As commercial leases here are beginning to run out, landlords are putting up their rents, doubling them and more. They would be mad not to. Property values here have rocketed. Commercial profits have soared. The neighbourhood, for so long pleasantly shabby and eccentric, is now awash with money, with property developers, designers, shoppers and tourists, all delighted by this remarkable place, and hell-bent, in their delight, on destroying it with their very interest. Their interest fuels the rent increases that have already driven out local residents and is now beginning to drive out local small businesses, to be replaced by rich, big international businesses. Three well- known shops just off Portobello Road will soon disappear. A flower shop there has already been replaced by a glass-fronted organic juice bar. Several other small traders, including a much loved bicycle repair shop in the now famous All Saints Road, already face closure. The bookshop and the delicatessen will go. And what will happen to the pitches on the Portobello Road itself? Is it true that someone has an air-conditioned Olde Worlde-style shopping mall already designed to take over the old antique and vegetable market?

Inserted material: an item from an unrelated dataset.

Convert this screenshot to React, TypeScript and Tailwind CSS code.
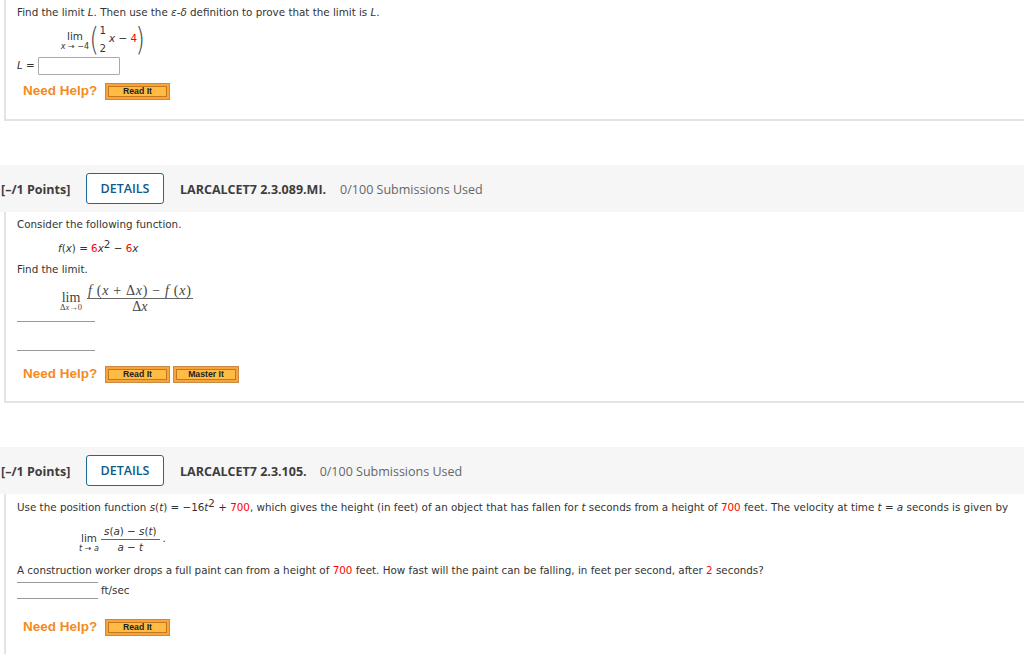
import React from 'react'

const verdana = "font-['DejaVu_Sans',sans-serif]"

function Red({ children }: { children: React.ReactNode }) {
  return <span className="text-[#f00]">{children}</span>
}

function Var({ children }: { children: React.ReactNode }) {
  return <i>{children}</i>
}

function HelpButton({ label, width }: { label: string; width: string }) {
  return (
    <div className={`${width} h-[17px] p-[2px] bg-[#f9a33c] border border-[#c98a45] flex`}>
      <div className="flex-1 bg-[#ffbb44] border border-[#c47a1c] flex items-center justify-center font-['Liberation_Sans',sans-serif] font-bold text-[8.7px] text-[#222] leading-none">
        {label}
      </div>
    </div>
  )
}

function NeedHelp({ buttons }: { buttons: { label: string; width: string }[] }) {
  return (
    <div className="flex items-center pl-[6px] h-[18px]">
      <span className="w-[82px] font-['Liberation_Sans',sans-serif] font-bold text-[13.5px] text-[#f58a1f] leading-none whitespace-nowrap">
        Need Help?
      </span>
      <div className="flex gap-[3px]">
        {buttons.map(b => (
          <HelpButton key={b.label} label={b.label} width={b.width} />
        ))}
      </div>
    </div>
  )
}

function QuestionHeader({ code, gap }: { code: string; gap: string }) {
  return (
    <div className="h-[47px] bg-[#f6f6f6] flex items-center pl-[1px] font-['Open_Sans',sans-serif] text-[12.5px] whitespace-nowrap">
      <span className="w-[85px] pt-[3px] font-bold text-[#3d3d3d]">[–/1 Points]</span>
      <div className="w-[78px] h-[31px] pt-[2px] rounded-[3px] border border-[#1a6a9a] bg-white flex items-center justify-center font-semibold text-[#0e5a8a]">
        DETAILS
      </div>
      <span className={`ml-[16px] pt-[3px] font-bold text-[#3d3d3d] ${gap}`}>{code}</span>
      <span className="pt-[3px] text-[#666]">0/100 Submissions Used</span>
    </div>
  )
}

export default function App() {
  return (
    <div className={`w-[1024px] h-[654px] overflow-hidden bg-white ${verdana} text-[10.35px] text-[#333]`}>
      {/* First question, cut off at the top */}
      <div className="ml-[4px] h-[121px] border-l-2 border-b-2 border-[#e4e4e4] pl-[11px] pt-[5px]">
        <p className="h-[14px] leading-[14px]">
          Find the limit <Var>L</Var>. Then use the <Var>ε</Var>-<Var>δ</Var> definition to prove that the limit is <Var>L</Var>.
        </p>
        <div className="h-[36px] mt-[2px] ml-[41px] flex items-center">
          <div className="w-[34px] flex flex-col items-center pt-[4px]">
            <span className="leading-[12px]">lim</span>
            <span className="text-[8px] leading-[10px] whitespace-nowrap"><Var>x</Var> → −4</span>
          </div>
          <span className="text-[32px] font-extralight leading-none text-[#444] scale-x-75 ml-[-4px]">(</span>
          <div className="flex flex-col items-center leading-[14px] ml-[-1px]">
            <span>1</span>
            <span className="h-[4px]" />
            <span>2</span>
          </div>
          <span className="ml-[3px]"><Var>x</Var> − <Red>4</Red></span>
          <span className="text-[32px] font-extralight leading-none text-[#444] scale-x-75 ml-[-3px]">)</span>
        </div>
        <div className="flex items-center h-[19px] mt-[-1px]">
          <span className="w-[21px]"><Var>L</Var> =</span>
          <div className="w-[82px] h-[18px] border border-[#aaa] rounded-[1px]" />
        </div>
        <div className="mt-[7px]">
          <NeedHelp buttons={[{ label: 'Read It', width: 'w-[65px]' }]} />
        </div>
      </div>

      <div className="h-[44px]" />

      <QuestionHeader code="LARCALCET7 2.3.089.MI." gap="mr-[14px]" />
      <div className="ml-[4px] h-[191px] border-l-2 border-b-2 border-[#e4e4e4] pl-[11px] pt-[5px]">
        <p className="h-[14px] leading-[14px]">Consider the following function.</p>
        <p className="h-[14px] leading-[14px] ml-[41px] mt-[10px]">
          <Var>f</Var>(<Var>x</Var>) = <Red>6</Red><Var>x</Var><sup className="text-[10.35px] leading-none top-[-4px]">2</sup> − <Red>6</Red><Var>x</Var>
        </p>
        <p className="h-[14px] leading-[14px] mt-[7px]">Find the limit.</p>
        <div className="h-[36px] mt-[5px] ml-[39px] flex items-center font-['Liberation_Serif',serif] text-[#444]">
          <div className="w-[30px] flex flex-col items-center pt-[5px]">
            <span className="text-[14px] leading-[11px]">lim</span>
            <span className="text-[8.5px] leading-[9px] whitespace-nowrap">Δ<Var>x</Var>→0</span>
          </div>
          <div className="ml-[1px] mb-[2px] flex flex-col items-center text-[14px] leading-[15px] whitespace-nowrap">
            <span className="px-[1px] tracking-[0.7px] border-b border-[#666]"><Var>f</Var> (<Var>x</Var> + Δ<Var>x</Var>) − <Var>f</Var> (<Var>x</Var>)</span>
            <span>Δ<Var>x</Var></span>
          </div>
        </div>
        <div className="w-[78px] h-[30px] mt-[4px] border-t border-b border-[#999]" />
        <div className="mt-[14px]">
          <NeedHelp buttons={[{ label: 'Read It', width: 'w-[65px]' }, { label: 'Master It', width: 'w-[66px]' }]} />
        </div>
      </div>

      <div className="h-[44px]" />

      <QuestionHeader code="LARCALCET7 2.3.105." gap="mr-[13px]" />
      <div className="ml-[4px] h-[160px] border-l-2 border-[#e4e4e4] pl-[11px] pt-[6px]">
        <p className="h-[14px] leading-[14px] whitespace-nowrap">
          Use the position function <Var>s</Var>(<Var>t</Var>) = −16<Var>t</Var><sup className="text-[10.35px] leading-none top-[-4px]">2</sup> + <Red>700</Red>, which gives the height (in feet) of an object that has fallen for <Var>t</Var> seconds from a height of <Red>700</Red> feet. The velocity at time <Var>t</Var> = <Var>a</Var> seconds is given by
        </p>
        <div className="h-[30px] mt-[10px] ml-[62px] flex items-center">
          <div className="w-[20px] flex flex-col items-center pt-[7px]">
            <span className="leading-[11px]">lim</span>
            <span className="text-[8px] leading-[9px] whitespace-nowrap"><Var>t</Var> → <Var>a</Var></span>
          </div>
          <div className="ml-[2px] flex flex-col items-center leading-[15px] whitespace-nowrap">
            <span className="px-[3px] border-b border-[#666]"><Var>s</Var>(<Var>a</Var>) − <Var>s</Var>(<Var>t</Var>)</span>
            <span><Var>a</Var> − <Var>t</Var></span>
          </div>
          <span className="ml-[3px]">.</span>
        </div>
        <p className="h-[14px] leading-[14px] mt-[9px]">
          A construction worker drops a full paint can from a height of <Red>700</Red> feet. How fast will the paint can be falling, in feet per second, after <Red>2</Red> seconds?
        </p>
        <div className="flex items-center mt-[5px]">
          <div className="w-[81px] h-[17px] border-t border-b border-[#999]" />
          <span className="ml-[3px]">ft/sec</span>
        </div>
        <div className="mt-[19px]">
          <NeedHelp buttons={[{ label: 'Read It', width: 'w-[65px]' }]} />
        </div>
      </div>
    </div>
  )
}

Many people at that meeting at St Peter's church last week were inclined to blame that damn film, but the film is not so much a cause of these changes as an expression of them. This is a pattern of destruction we have seen again and again in this country. It has been happening here, for at least a quarter of a century. I have protested about it before. The process is always much the same, as is the question: what if anything could, or should, be done about it? What justification is there for the protectionism and social engineering that resisting such change would certainly demand? What justification can there be for keeping McDonald's or Wal-Mart out of the Portobello Road?

I should point out that at the moment, whether or not there is any justification for doing anything about all this , there is no way one can. The powers of the council, under planning laws, are extremely limited. The Department of the Environment could do little or nothing, even if it wished to. There would need to be new legislation, with all the risk, injustice and bureaucracy that that would involve - very awkward for a libertarian to support. All the same, I think it can be supported.

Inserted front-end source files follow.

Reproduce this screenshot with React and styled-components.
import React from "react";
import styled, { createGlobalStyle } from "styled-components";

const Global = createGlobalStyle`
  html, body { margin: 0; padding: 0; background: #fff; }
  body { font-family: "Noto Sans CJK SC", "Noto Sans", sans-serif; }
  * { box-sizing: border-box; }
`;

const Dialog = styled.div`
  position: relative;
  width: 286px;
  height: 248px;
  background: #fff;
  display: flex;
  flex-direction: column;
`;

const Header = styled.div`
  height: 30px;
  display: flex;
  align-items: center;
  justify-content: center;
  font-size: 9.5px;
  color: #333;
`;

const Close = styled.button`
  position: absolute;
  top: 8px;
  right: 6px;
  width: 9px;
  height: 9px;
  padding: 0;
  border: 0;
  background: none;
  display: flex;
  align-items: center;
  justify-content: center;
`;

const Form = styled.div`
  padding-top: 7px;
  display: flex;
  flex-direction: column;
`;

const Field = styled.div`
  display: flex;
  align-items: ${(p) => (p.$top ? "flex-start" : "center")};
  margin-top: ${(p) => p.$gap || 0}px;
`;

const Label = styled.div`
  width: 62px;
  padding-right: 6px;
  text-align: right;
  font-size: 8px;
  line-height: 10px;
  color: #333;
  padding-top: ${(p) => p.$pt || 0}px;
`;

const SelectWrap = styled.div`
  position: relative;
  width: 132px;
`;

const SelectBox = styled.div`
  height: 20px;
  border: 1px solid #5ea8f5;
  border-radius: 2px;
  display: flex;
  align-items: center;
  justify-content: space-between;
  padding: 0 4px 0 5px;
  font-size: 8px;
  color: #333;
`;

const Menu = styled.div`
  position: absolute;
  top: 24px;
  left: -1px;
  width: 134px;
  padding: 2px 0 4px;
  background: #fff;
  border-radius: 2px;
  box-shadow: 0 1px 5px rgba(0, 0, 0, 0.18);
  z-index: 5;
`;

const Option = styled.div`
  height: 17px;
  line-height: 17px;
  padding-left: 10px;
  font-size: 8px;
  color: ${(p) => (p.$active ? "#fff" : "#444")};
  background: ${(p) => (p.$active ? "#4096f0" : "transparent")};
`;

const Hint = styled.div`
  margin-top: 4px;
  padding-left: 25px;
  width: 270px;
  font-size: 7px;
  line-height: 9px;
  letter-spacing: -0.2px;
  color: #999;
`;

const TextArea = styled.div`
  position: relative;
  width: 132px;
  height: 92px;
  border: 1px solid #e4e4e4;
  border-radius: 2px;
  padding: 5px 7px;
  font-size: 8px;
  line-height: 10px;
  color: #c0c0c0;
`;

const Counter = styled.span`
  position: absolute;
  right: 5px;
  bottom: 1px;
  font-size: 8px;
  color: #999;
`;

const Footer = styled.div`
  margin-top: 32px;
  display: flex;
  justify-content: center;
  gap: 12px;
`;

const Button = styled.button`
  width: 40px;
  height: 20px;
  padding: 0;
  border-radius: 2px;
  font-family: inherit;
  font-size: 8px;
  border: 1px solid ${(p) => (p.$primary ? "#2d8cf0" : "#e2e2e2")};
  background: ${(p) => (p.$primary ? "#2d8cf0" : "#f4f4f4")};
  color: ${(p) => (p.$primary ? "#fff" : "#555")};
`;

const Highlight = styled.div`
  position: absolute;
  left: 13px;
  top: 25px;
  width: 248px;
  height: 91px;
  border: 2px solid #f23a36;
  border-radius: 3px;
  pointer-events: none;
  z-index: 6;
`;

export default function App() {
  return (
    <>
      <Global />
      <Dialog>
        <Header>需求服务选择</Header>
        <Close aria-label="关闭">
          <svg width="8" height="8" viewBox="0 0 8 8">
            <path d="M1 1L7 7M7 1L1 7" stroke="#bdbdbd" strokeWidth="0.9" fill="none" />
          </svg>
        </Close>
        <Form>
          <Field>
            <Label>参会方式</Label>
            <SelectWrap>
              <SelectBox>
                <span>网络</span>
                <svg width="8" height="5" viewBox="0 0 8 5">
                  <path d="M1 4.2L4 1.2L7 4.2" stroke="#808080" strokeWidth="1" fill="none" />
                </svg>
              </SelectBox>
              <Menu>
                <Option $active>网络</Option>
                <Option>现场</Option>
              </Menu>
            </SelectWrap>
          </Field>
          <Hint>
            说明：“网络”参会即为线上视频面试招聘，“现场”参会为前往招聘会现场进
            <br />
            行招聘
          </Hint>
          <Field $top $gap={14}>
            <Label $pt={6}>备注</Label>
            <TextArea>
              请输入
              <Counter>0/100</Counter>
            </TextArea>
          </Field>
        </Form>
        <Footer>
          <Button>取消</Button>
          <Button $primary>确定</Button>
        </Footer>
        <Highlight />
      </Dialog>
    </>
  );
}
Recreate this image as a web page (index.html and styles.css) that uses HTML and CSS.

First of all, it will without question be a social evil to drive out local people and local small businesses, to impose homogenised high-street blight and rip up the delicate social fabric here. In Blairspeak it will be a terrible squandering of social capital, that saved up and reinvested goodwill that enables people to live in peace and help each other. This area is actually a shining example of how mixed race, mixed income, integrated inner-city neighbourhoods can work. The Government has recently pledged itself, whatever that means, to urban regeneration. What is about to be imposed on North Kensington is urban degeneration. As well as painful to us, it will be expensive to the taxpayer, in remedial handouts of every kind.

Freedom for the investor or the landlord must be restrained by some obligation not to harm others. We restrict aircraft flying at night; we try to prevent factories from polluting rivers; we try to prevent sweatshops; some councils already prevent property developers from building inner-city ghettos, by giving planning permission for mixed housing only.

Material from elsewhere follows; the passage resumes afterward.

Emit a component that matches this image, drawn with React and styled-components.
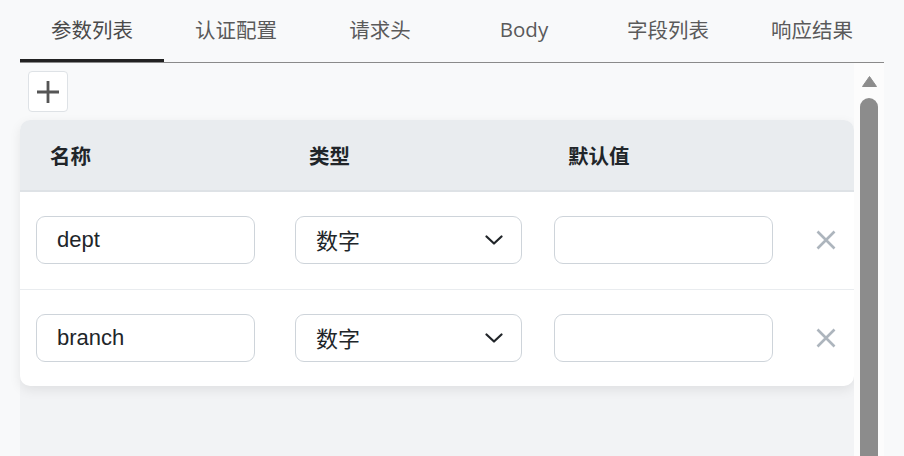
import React from "react";
import styled, { createGlobalStyle } from "styled-components";

const Global = createGlobalStyle`
  html, body { margin: 0; padding: 0; background: #f8f9fa; }
  body { font-family: "Open Sans", "Noto Sans CJK SC", sans-serif; overflow: hidden; }
  * { box-sizing: border-box; }
`;

const Page = styled.div`
  width: 904px;
  height: 456px;
  padding: 0 20px;
  display: flex;
  flex-direction: column;
  background: #f8f9fa;
`;

const TabBar = styled.div`
  display: grid;
  grid-template-columns: repeat(6, 1fr);
  height: 63px;
  border-bottom: 1px solid #8a8a8a;
  flex-shrink: 0;
`;

const Tab = styled.div`
  height: 62px;
  display: flex;
  align-items: center;
  justify-content: center;
  padding-bottom: 4px;
  padding-top: 2px;
  font-size: 20.5px;
  color: ${(p) => (p.$active ? "#4a4a4a" : "#5a5a5a")};
  font-family: "Open Sans", "Noto Sans CJK SC", sans-serif;
  border-bottom: 3px solid ${(p) => (p.$active ? "#222" : "transparent")};
`;

const Body = styled.div`
  flex: 1;
  display: flex;
  min-height: 0;
`;

const Main = styled.div`
  flex: 1;
  display: flex;
  flex-direction: column;
`;

const Toolbar = styled.div`
  padding: 8px 8px 8px;
`;

const AddButton = styled.button`
  width: 40px;
  height: 41px;
  border: 1px solid #dee2e6;
  border-radius: 4px;
  background: #fff;
  display: flex;
  align-items: center;
  justify-content: center;
  padding: 0;
`;

const Wrapper = styled.div`
  flex: 1;
  background: #f2f3f5;
  border-radius: 10px 10px 0 0;
`;

const Card = styled.div`
  background: #fff;
  border-radius: 10px;
  box-shadow: 0 4px 12px rgba(0, 0, 0, 0.08);
  overflow: hidden;
`;

const GridRow = styled.div`
  display: grid;
  grid-template-columns: 259px 259px 259px 1fr;
  align-items: center;
  padding-left: 16px;
`;

const HeadRow = styled(GridRow)`
  height: 72px;
  background: #e9ecef;
  border-bottom: 2px solid #dee2e6;
`;

const HeadCell = styled.div`
  padding-left: 14px;
  font-family: "Noto Sans CJK SC", sans-serif;
  font-weight: 700;
  font-size: 20.5px;
  color: #212529;
`;

const Row = styled(GridRow)`
  padding-top: 24px;
  padding-bottom: ${(p) => (p.$last ? 24 : 25)}px;
  border-bottom: ${(p) => (p.$last ? "none" : "1px solid #e9ecef")};
`;

const TextInput = styled.div`
  width: ${(p) => p.$w}px;
  height: 48px;
  border: 1px solid #ced4da;
  border-radius: 9px;
  background: #fff;
  display: flex;
  align-items: center;
  padding-left: 20px;
  font-family: "Liberation Sans", "Noto Sans CJK SC", sans-serif;
  font-size: 22px;
  line-height: 1;
  color: #212529;
`;

const Select = styled(TextInput)`
  justify-content: space-between;
  padding-right: 18px;
`;

const SelectValue = styled.span`
  font-family: "Noto Sans CJK SC", sans-serif;
  line-height: 1;
  margin-top: -2px;
`;

const RemoveButton = styled.button`
  width: 26px;
  height: 26px;
  border: none;
  background: transparent;
  padding: 0;
  display: flex;
  align-items: center;
  justify-content: center;
`;

const ScrollTrack = styled.div`
  width: 30px;
  background: #fcfcfc;
  display: flex;
  flex-direction: column;
  align-items: center;
  padding-top: 13px;
`;

const Thumb = styled.div`
  width: 18px;
  flex: 1;
  margin-top: 11px;
  background: #8c8c8c;
  border-radius: 9px 9px 0 0;
`;

const PlusIcon = () => (
  <svg width="24" height="24" viewBox="0 0 24 24">
    <path d="M12 1v22M1 12h22" stroke="#555" strokeWidth="2.8" fill="none" />
  </svg>
);

const Chevron = () => (
  <svg width="18" height="10" viewBox="0 0 18 10">
    <path d="M1.5 1.5L9 8.5L16.5 1.5" stroke="#212529" strokeWidth="2.2" fill="none" strokeLinecap="round" strokeLinejoin="round" />
  </svg>
);

const XIcon = () => (
  <svg width="20" height="20" viewBox="0 0 20 20">
    <path d="M1.5 1.5L18.5 18.5M18.5 1.5L1.5 18.5" stroke="#adb5bd" strokeWidth="2.6" fill="none" />
  </svg>
);

const ArrowUp = () => (
  <svg width="15" height="11" viewBox="0 0 15 11">
    <path d="M7.5 0.5L14.5 10.5H0.5Z" fill="#8c8c8c" stroke="#8c8c8c" strokeLinejoin="round" />
  </svg>
);

const tabs = ["参数列表", "认证配置", "请求头", "Body", "字段列表", "响应结果"];
const rows = [
  { name: "dept", type: "数字", def: "" },
  { name: "branch", type: "数字", def: "" },
];

export default function App() {
  return (
    <>
      <Global />
      <Page>
        <TabBar>
          {tabs.map((t, i) => (
            <Tab key={t} $active={i === 0}>
              {t}
            </Tab>
          ))}
        </TabBar>
        <Body>
          <Main>
            <Toolbar>
              <AddButton>
                <PlusIcon />
              </AddButton>
            </Toolbar>
            <Wrapper>
              <Card>
                <HeadRow>
                  <HeadCell>名称</HeadCell>
                  <HeadCell>类型</HeadCell>
                  <HeadCell>默认值</HeadCell>
                  <div />
                </HeadRow>
                {rows.map((r, i) => (
                  <Row key={r.name} $last={i === rows.length - 1}>
                    <TextInput $w={219}>{r.name}</TextInput>
                    <Select $w={227}>
                      <SelectValue>{r.type}</SelectValue>
                      <Chevron />
                    </Select>
                    <TextInput $w={219}>{r.def}</TextInput>
                    <RemoveButton>
                      <XIcon />
                    </RemoveButton>
                  </Row>
                ))}
              </Card>
            </Wrapper>
          </Main>
          <ScrollTrack>
            <ArrowUp />
            <Thumb />
          </ScrollTrack>
        </Body>
      </Page>
    </>
  );
}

We could in theory protect a family-run toyshop from the crushing might of Toys R Us; we could protect our tiny ethnic coffee shops and exotic delicatessens from Coffee Republic and Starbucks. That would be restraint of trade. But the freemarket can never be entirely free. It has always been and must be based upon and restrained by moral agreements. Perhaps it's time to reconsider, in the case of inner-city planning, what those agreements are. And quickly, before it's too late for Notting Hill.